Friday, June 4, 2010
GET HIM TO THE GREEK / ***½
Release Date: June 4, 2010
Running Time: 109 minutes
MPAA Rating: R
Two years ago, Nick Stoller’s “Forgetting Sarah Marshall” proved that Jason Segal had the talent and charisma to headline a romantic comedy. It showed that Kristen Bell and Mila Kunis are as funny and talented as they are beautiful. It also unleashed the scene-stealing comic whirlwind known as Aldous Snow, the lead singer for a group called Infant Sorrow. As played by Russell Brand, Snow is a cliché of a glam rock icon – he wears makeup and gaudy clothing, sleeps with every woman he sees, and is a complete jerk to his biggest fans. This one performance turned Brand into a star in America, and rightfully so.

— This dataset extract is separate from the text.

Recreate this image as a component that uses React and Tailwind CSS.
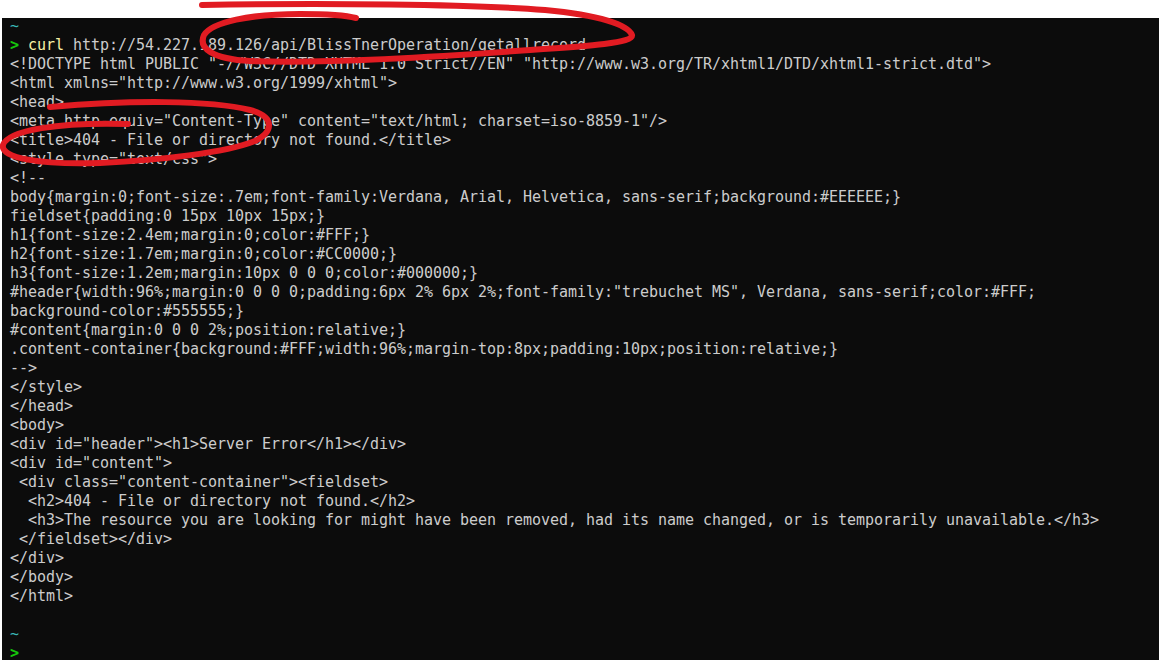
import React from 'react';

const lines = [
  '<!DOCTYPE html PUBLIC "-//W3C//DTD XHTML 1.0 Strict//EN" "http://www.w3.org/TR/xhtml1/DTD/xhtml1-strict.dtd">',
  '<html xmlns="http://www.w3.org/1999/xhtml">',
  '<head>',
  '<meta http-equiv="Content-Type" content="text/html; charset=iso-8859-1"/>',
  '<title>404 - File or directory not found.</title>',
  '<style type="text/css">',
  '<!--',
  'body{margin:0;font-size:.7em;font-family:Verdana, Arial, Helvetica, sans-serif;background:#EEEEEE;}',
  'fieldset{padding:0 15px 10px 15px;}',
  'h1{font-size:2.4em;margin:0;color:#FFF;}',
  'h2{font-size:1.7em;margin:0;color:#CC0000;}',
  'h3{font-size:1.2em;margin:10px 0 0 0;color:#000000;}',
  '#header{width:96%;margin:0 0 0 0;padding:6px 2% 6px 2%;font-family:"trebuchet MS", Verdana, sans-serif;color:#FFF;',
  'background-color:#555555;}',
  '#content{margin:0 0 0 2%;position:relative;}',
  '.content-container{background:#FFF;width:96%;margin-top:8px;padding:10px;position:relative;}',
  '-->',
  '</style>',
  '</head>',
  '<body>',
  '<div id="header"><h1>Server Error</h1></div>',
  '<div id="content">',
  ' <div class="content-container"><fieldset>',
  '  <h2>404 - File or directory not found.</h2>',
  '  <h3>The resource you are looking for might have been removed, had its name changed, or is temporarily unavailable.</h3>',
  ' </fieldset></div>',
  '</div>',
  '</body>',
  '</html>',
  '',
];

const Prompt = () => <span className="text-[#16c60c] font-bold">&gt;</span>;

export default function App() {
  return (
    <div className="relative w-[1159px] h-[660px] overflow-hidden bg-white">
      <div className="mt-[18px] ml-[2px] h-[642px] bg-[#0c0c0c] overflow-hidden">
        <div className="-mt-[1px] px-[8px] whitespace-pre text-[15px] leading-[19px] tracking-[-0.03px] text-[#cccccc] font-['DejaVu_Sans_Mono',monospace]">
          <div className="text-[#3ab8b8]">~</div>
          <div>
            <Prompt /> <span className="text-[#f9f1a5]">curl</span> http://54.227.189.126/api/BlissTnerOperation/getallrecord
          </div>
          {lines.map((l, i) => (
            <div key={i} className="h-[19px]">{l}</div>
          ))}
          <div className="text-[#3ab8b8]">~</div>
          <div><Prompt /></div>
        </div>
      </div>

      {/* hand-drawn red marks */}
      <svg className="absolute inset-0 pointer-events-none" width="1159" height="660" viewBox="0 0 1159 660" fill="none">
        <path
          d="M 202 5 C 320 3, 470 4, 545 10 C 600 15, 628 25, 632 35 C 634 43, 590 46, 530 50 C 450 56, 330 64, 250 61 C 212 59, 198 48, 204 35 C 212 22, 250 14, 300 14 C 325 14, 345 15, 356 18"
          stroke="#e11b22"
          strokeWidth="6"
          strokeLinecap="round"
          strokeLinejoin="round"
        />
        <path
          d="M 50 107 C 130 100, 210 100, 250 110 C 276 117, 273 132, 255 141 C 225 153, 160 160, 100 163 C 40 165, 0 158, 3 145 C 8 130, 60 122, 128 124"
          stroke="#e11b22"
          strokeWidth="6"
          strokeLinecap="round"
          strokeLinejoin="round"
        />
      </svg>
    </div>
  );
}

That one performance also spawned a sort-of sequel, “Get Him to the Greek,” in which Snow steps out of the supporting character spotlight and takes on a lead role. Whereas he was restrained slightly by his seven years of sobriety in “Forgetting,” it is made immediately clear from the beginning of “Greek” that Snow has fallen hard off the wagon.
His most recent album tanked, and the true love of his life, Jackie Q (Rose Byrne), no longer wants to be with him. The only person who seems to want anything to do with him is a Capital Records intern and lifelong Infant Sorrow fan Aaron Green (Jonah Hill, not reprising his role from “Marshall”). Green suggests to his boss Sergio Roma (the shockingly hilarious Sean “P. Diddy” Combs) that they run a 10-year anniversary concert for Sorrow’s seminal performance at the Greek Theater. There’s just one problem – transporting Snow from London to Los Angeles in a scant 72 hours.
What follows is a healthy blend of cross continental sex, drugs, and rock n’ roll, with plenty of bromance and romance in between. Hill and Brand are a terrific comic team, and their chemistry together carries the film through most of its shaky moments.
“Get Him to the Greek” is not as consistently funny or instantly endearing as “Forgetting Sarah Marshall,” but it has its own quirky charms. Combs steals every scene he’s in, Colm Meaney is pitch perfect as Snow’s father Jonathan, and Lars Ulrich has a memorable cameo.
Ultimately I think Aldous Snow works better as a supporting character, but “Get Him to the Greek” was a worthwhile experiment.